_The records:_
+ + +
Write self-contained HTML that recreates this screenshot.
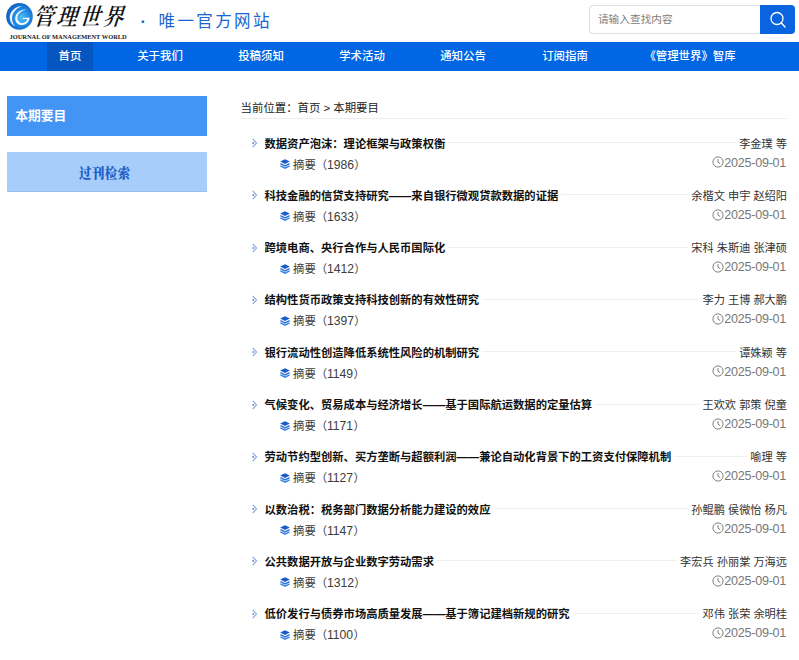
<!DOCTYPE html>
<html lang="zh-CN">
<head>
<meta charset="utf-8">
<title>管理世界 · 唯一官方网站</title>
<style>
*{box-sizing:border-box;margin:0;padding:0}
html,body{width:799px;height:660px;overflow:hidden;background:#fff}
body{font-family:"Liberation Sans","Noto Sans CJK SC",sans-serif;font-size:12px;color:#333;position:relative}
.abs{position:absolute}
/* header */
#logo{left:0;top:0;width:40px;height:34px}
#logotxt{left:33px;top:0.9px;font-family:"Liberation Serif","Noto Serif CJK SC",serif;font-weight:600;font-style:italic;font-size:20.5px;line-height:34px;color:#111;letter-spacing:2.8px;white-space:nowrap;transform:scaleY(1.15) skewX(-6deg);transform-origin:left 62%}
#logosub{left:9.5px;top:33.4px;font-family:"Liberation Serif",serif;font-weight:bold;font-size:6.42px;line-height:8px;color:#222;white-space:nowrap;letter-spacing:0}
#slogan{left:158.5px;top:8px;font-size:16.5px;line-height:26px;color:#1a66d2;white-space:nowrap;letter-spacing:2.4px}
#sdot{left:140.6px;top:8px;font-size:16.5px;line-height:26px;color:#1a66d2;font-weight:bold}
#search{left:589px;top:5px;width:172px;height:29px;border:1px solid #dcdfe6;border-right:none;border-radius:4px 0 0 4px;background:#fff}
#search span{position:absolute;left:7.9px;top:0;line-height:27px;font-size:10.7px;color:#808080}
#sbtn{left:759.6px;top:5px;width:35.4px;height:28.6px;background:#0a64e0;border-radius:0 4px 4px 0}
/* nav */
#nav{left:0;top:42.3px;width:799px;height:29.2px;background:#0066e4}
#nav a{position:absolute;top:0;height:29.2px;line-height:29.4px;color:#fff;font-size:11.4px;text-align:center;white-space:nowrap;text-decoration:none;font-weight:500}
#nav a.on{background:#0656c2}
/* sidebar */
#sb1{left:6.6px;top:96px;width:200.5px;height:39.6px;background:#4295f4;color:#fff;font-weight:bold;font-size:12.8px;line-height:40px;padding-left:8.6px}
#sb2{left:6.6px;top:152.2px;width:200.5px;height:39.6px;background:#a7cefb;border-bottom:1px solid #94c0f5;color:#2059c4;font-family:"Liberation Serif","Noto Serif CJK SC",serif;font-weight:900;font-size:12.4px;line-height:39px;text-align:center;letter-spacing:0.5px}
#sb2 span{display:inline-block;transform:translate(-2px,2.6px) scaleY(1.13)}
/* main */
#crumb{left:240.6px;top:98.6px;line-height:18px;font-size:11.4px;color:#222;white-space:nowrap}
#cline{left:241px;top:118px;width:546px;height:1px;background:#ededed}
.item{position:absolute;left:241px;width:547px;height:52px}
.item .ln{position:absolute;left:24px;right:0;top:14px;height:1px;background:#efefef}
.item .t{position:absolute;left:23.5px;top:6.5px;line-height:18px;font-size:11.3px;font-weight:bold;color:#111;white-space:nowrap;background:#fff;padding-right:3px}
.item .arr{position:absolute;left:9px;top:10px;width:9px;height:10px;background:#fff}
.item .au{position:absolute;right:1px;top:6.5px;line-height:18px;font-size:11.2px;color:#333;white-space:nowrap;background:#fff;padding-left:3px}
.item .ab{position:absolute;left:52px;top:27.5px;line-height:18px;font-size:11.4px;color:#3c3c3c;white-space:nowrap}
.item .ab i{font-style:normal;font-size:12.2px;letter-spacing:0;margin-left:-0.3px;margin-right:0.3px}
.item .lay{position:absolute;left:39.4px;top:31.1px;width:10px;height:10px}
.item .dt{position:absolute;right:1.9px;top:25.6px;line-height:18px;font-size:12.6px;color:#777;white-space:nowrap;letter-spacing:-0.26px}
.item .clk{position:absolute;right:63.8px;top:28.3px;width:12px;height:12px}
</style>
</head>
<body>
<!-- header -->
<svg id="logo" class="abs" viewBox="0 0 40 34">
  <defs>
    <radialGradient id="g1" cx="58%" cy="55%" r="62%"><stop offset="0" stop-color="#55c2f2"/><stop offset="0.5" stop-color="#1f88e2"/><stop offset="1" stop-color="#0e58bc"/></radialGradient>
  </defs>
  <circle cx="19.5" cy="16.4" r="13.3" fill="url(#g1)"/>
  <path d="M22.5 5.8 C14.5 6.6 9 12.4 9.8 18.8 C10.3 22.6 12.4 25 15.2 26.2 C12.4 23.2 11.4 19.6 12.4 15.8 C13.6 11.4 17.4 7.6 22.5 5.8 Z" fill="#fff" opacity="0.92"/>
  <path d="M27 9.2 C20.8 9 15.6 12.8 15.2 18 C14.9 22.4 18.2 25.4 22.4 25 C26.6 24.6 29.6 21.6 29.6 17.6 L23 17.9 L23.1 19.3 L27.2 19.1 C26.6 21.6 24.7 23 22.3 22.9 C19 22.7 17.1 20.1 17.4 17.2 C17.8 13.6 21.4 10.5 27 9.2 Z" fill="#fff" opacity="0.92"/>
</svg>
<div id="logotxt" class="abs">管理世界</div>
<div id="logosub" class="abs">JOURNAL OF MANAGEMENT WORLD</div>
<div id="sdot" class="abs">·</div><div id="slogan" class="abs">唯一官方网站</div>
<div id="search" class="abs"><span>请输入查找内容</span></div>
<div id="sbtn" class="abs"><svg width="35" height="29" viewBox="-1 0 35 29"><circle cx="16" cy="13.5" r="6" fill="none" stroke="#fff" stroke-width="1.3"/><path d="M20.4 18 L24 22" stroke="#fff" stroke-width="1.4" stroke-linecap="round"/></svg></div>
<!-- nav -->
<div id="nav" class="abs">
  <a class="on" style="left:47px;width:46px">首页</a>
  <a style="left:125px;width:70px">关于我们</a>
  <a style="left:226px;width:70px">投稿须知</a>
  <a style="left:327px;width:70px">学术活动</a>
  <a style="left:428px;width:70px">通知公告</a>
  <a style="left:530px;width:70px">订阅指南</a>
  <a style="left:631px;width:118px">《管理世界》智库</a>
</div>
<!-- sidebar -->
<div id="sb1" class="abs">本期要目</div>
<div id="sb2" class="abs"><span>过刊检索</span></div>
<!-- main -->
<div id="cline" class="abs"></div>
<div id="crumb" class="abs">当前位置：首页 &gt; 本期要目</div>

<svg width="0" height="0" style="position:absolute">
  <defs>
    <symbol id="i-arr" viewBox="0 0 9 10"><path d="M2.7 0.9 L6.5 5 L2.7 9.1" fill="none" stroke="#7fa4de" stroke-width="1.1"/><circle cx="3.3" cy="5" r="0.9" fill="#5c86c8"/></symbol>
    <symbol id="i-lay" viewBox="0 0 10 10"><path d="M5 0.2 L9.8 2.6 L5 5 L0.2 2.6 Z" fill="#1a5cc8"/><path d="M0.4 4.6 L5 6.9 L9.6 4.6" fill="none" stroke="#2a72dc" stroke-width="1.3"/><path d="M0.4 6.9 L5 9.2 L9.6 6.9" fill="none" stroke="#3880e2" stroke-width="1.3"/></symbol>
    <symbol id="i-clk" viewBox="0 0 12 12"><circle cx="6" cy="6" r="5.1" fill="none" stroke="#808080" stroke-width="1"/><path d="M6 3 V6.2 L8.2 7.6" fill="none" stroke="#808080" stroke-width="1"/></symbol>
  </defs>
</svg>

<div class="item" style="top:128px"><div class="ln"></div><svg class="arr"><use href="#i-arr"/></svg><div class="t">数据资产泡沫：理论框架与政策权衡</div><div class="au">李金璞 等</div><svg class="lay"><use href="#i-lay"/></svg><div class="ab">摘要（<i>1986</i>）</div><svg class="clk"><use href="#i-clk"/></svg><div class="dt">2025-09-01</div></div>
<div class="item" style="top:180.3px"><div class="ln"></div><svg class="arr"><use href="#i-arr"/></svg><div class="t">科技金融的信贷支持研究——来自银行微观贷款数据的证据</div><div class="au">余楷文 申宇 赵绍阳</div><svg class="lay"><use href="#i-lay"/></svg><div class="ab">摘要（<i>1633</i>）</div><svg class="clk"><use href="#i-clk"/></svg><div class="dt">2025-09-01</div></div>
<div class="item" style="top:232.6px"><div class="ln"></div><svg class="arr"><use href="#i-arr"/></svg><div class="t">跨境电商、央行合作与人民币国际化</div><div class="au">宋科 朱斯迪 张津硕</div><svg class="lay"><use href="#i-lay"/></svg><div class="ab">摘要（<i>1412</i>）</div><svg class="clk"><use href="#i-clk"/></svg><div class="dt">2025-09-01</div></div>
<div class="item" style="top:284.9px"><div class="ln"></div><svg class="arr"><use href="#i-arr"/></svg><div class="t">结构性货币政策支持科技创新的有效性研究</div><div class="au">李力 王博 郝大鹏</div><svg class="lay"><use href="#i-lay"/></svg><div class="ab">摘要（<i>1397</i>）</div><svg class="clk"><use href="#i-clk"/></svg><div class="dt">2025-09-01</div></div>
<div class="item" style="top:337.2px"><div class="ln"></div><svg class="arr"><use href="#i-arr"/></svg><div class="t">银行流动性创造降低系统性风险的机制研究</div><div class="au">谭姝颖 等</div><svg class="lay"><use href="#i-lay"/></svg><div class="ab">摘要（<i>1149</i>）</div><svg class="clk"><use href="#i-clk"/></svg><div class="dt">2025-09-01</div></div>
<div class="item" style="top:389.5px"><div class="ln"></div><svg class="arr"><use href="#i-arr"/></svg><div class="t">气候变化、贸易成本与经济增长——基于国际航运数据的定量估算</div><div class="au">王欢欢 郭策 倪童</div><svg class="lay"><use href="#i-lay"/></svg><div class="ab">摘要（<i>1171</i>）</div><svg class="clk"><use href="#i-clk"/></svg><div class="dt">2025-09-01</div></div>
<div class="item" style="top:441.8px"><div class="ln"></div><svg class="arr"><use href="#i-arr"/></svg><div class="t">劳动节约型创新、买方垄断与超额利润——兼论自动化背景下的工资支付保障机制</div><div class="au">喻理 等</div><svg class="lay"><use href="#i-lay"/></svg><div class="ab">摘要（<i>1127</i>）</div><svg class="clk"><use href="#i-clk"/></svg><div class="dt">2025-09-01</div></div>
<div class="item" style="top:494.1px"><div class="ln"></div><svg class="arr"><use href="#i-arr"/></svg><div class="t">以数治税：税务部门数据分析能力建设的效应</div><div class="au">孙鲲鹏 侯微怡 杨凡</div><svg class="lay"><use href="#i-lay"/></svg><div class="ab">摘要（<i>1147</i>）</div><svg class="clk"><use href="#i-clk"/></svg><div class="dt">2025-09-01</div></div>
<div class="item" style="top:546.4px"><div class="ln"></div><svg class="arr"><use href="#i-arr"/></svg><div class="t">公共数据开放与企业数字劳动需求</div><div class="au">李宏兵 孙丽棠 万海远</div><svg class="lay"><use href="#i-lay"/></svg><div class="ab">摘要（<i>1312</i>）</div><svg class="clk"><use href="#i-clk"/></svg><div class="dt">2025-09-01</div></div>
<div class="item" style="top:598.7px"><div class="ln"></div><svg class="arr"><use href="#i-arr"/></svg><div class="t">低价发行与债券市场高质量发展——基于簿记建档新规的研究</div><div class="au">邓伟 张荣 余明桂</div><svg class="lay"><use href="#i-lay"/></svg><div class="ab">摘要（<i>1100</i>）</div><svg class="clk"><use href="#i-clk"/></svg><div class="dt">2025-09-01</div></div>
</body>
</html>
+ + +
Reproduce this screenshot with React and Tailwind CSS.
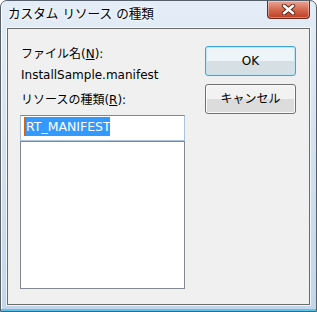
+ + +
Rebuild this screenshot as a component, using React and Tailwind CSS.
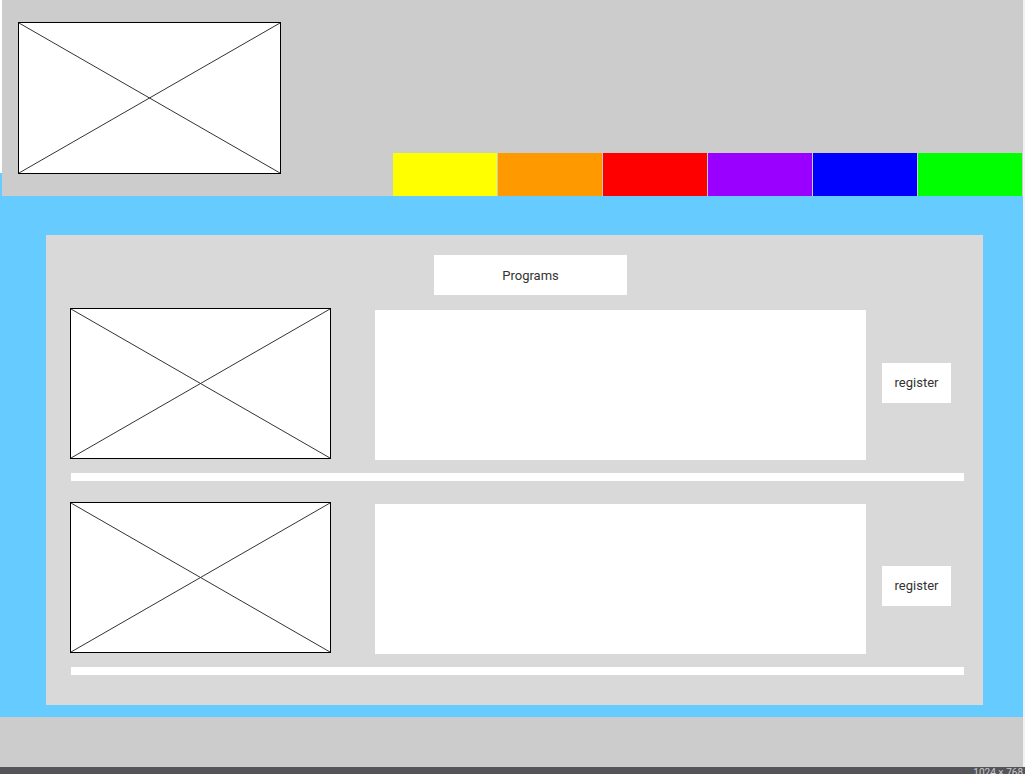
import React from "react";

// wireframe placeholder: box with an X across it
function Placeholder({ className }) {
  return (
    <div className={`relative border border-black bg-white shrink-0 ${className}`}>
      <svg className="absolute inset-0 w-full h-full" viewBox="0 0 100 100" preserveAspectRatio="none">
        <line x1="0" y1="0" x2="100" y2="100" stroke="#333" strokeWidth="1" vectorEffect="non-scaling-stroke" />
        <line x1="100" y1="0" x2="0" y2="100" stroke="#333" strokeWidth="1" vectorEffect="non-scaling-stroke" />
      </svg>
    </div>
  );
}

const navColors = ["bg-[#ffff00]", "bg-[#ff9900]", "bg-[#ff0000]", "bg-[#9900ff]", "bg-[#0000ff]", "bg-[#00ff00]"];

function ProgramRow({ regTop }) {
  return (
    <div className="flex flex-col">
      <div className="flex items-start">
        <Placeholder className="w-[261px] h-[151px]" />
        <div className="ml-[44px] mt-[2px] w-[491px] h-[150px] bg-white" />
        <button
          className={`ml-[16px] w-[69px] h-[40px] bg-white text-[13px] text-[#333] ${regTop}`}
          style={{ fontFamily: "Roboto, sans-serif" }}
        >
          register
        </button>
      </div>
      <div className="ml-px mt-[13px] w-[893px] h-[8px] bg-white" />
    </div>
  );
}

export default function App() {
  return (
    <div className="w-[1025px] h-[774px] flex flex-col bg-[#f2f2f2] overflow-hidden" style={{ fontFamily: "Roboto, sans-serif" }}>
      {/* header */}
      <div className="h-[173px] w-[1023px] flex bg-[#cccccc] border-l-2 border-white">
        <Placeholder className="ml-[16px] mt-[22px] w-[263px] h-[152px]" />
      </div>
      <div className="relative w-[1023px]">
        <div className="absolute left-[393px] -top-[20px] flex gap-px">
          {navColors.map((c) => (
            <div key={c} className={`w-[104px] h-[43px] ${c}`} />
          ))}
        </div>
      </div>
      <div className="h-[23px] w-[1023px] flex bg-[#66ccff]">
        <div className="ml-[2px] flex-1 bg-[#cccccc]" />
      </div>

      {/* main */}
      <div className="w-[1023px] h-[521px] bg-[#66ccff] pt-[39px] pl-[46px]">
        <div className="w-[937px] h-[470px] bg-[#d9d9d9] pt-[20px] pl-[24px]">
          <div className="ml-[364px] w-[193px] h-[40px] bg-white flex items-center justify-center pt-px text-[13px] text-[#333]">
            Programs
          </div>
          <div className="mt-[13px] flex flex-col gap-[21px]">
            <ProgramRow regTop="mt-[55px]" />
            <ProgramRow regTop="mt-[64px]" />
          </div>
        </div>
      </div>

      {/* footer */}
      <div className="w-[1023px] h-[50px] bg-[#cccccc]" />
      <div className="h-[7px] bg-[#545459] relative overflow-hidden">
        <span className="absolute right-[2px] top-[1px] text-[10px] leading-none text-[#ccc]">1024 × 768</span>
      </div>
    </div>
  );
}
+ + +
_Challenge:_ Look above for the line with "Rebuild this screenshot"; quote it and every line after it, stopping after the line with "import React from", exactly, with nothing added and without pictures.

_Result of the task:_
Rebuild this screenshot as a component, using React and Tailwind CSS.
import React from "react";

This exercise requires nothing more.